Researchers Dig Through Layers of Time in Eastern Badia

 AMMAN — Caches of gazelle skulls and bones laid at the base of a standing stone as well as excavations revealing ever older layers of construction are some of the discoveries in Eastern Badia.

 A research team took to Eastern Badia between May 25 and June 22 of last year, at the Wisad Pools with two goals in mind. One of these included investigations into an architectural complex consisting of a house and an animal pen; the second was to complete the excavations of a building that had mostly been dug out in 2013 and 2014.

 The complex consists of a small building — probably a small house that was attached to a large oval animal pen, said veteran scholar Gary Rollefson, adding that there were several small rectilinear enclosures with low walls that may have served as activity areas whose functions are still uncertain.

 The complex is one of “several similar complexes concentrated in a small area, although specific details differed from complex to complex”, he added.

 Rollefson said it was also interesting to note that these clusters are far away from the water that would have accumulated seasonally in the pools at Wisad.

 According to the professor of anthropology from Whitman College in the US, one of the main reasons to focus on the complex was first to test the hypothesis that this kind of complex dated to the closing centuries of the Late Neolithic period, 6,900-5,000 BC.

 “Additionally, the arrangement of three or four house-and-pen complexes in each cluster suggested that together they made up an extended family economic unit,” which, if confirmed, could differ from earlier groups of people to the area.

 Excavations on the second site began in 2014 and, through a probe, uncovered 20-25cm of sediment that was thought to be culturally sterile before construction of the site’s walls. The building’s original floor was finally reached in 2018.

 The building is “one of the largest ever excavated in Eastern Badia, measuring 6.5m in interior diameter; the internal features [a concentration of very large grinding slabs, one door leading to a small walled ‘porch’ and a central standing stone] showed that the structure was uniquely complex as well”, Rollefson underlined.

 Moreover, a radiocarbon date from the lowest point reached in 2014 yielded a date of around 6515 BC, and the lower sediment should provide an even earlier date for the construction of the building, Rollefson claimed.

 He added that it now appears that the structure “may have been more communal in character, a place where related families gathered to process food, tan animal hides and produce stone tools and personal ornaments”.

 During the 2018 excavation season, researchers discovered that the building had been remodelled multiple times. They also discovered a central pillar that “probably served some ritual purpose for visitors to the structure, indicated by caches of gazelle skulls and bones placed at the base of the standing stone”, Rollefson said.

 The building at one point in time had doors added to it, as well as windows which for some reason were later taken out, he added.

 According to the anthropologist, the most surprising aspect of the season’s work was the determination that the red, gritty soil on which the walls were constructed was not culturally sterile. They were able to determine that there had been visits by even earlier Late Neolithic hunter-herders, who left behind shallow fire pits that were rich in charcoal.

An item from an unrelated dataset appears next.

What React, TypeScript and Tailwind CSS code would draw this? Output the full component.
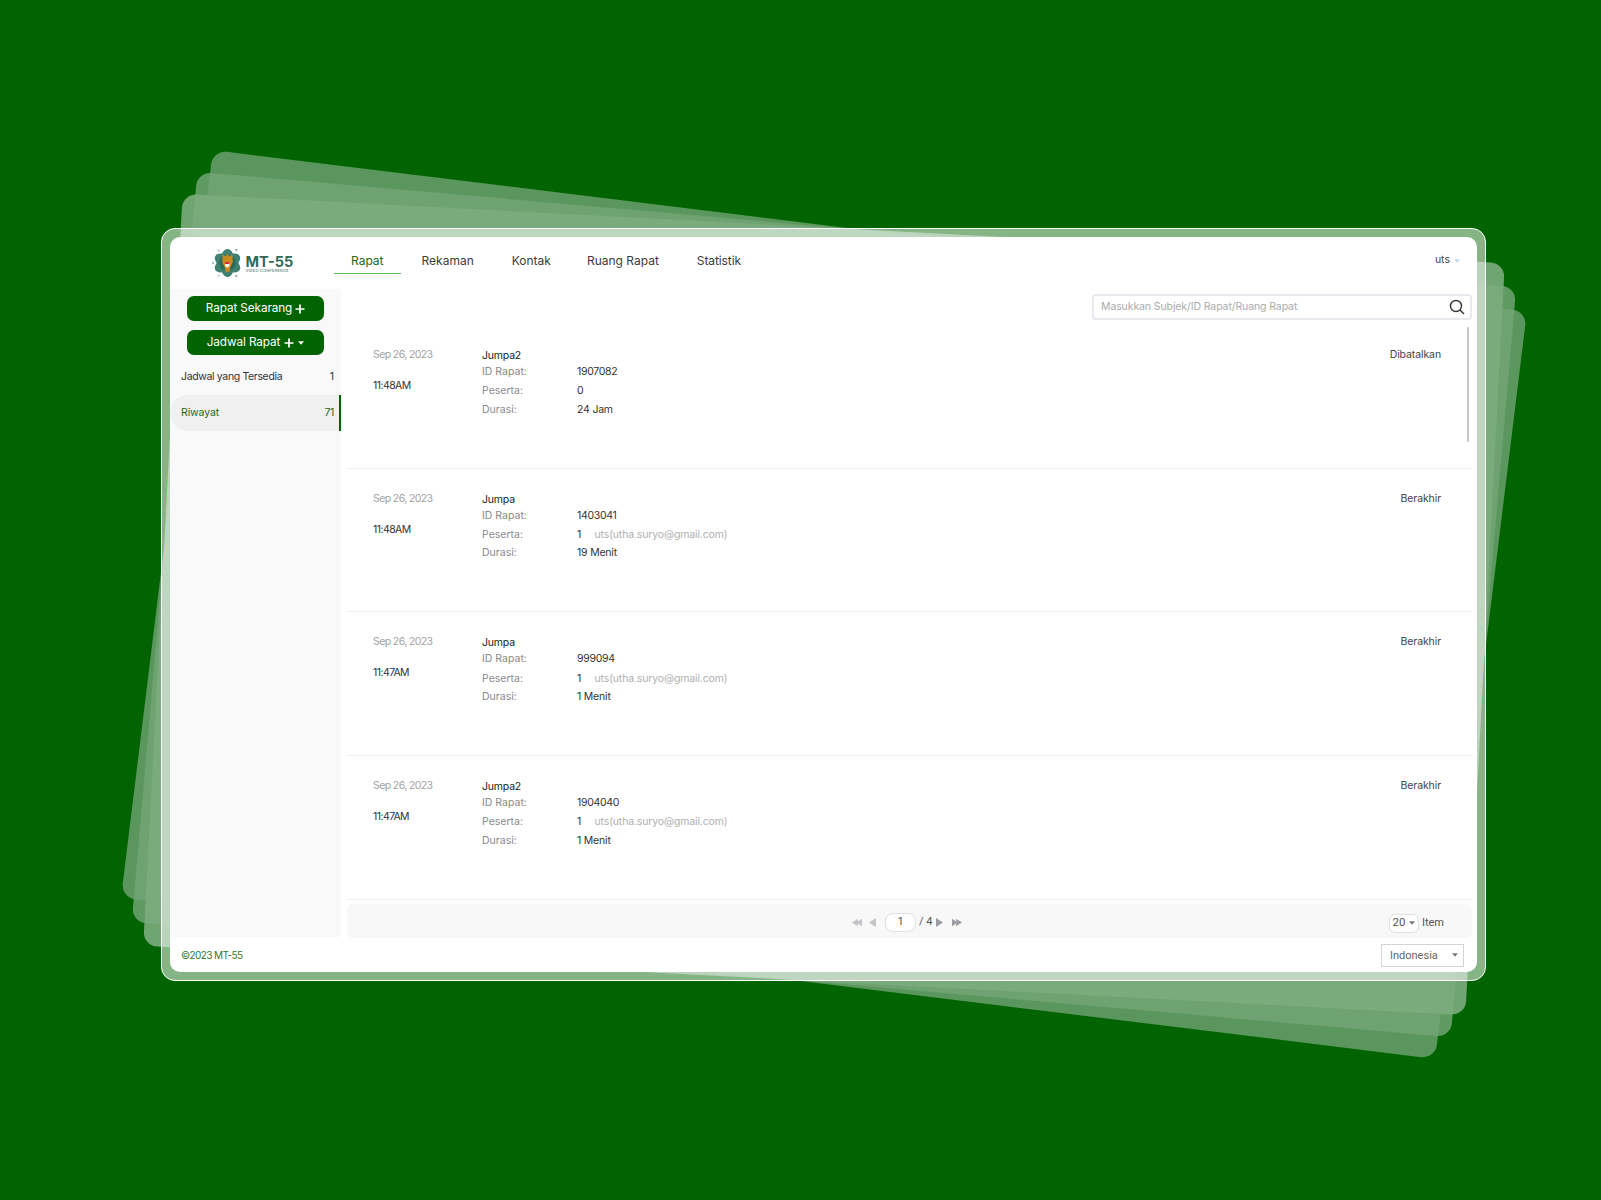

 In the last few days of excavation, researchers discovered yet another floor, made of greenish basalt and not the standard dark gray-black slabs that cover the ground.

 Adding to the mystery of the site, pavement was found under the building’s earliest walls, “indicating that an earlier structure of even larger size had been built considerably earlier... Results of radiocarbon dating are eagerly anticipated,” the scholar concluded.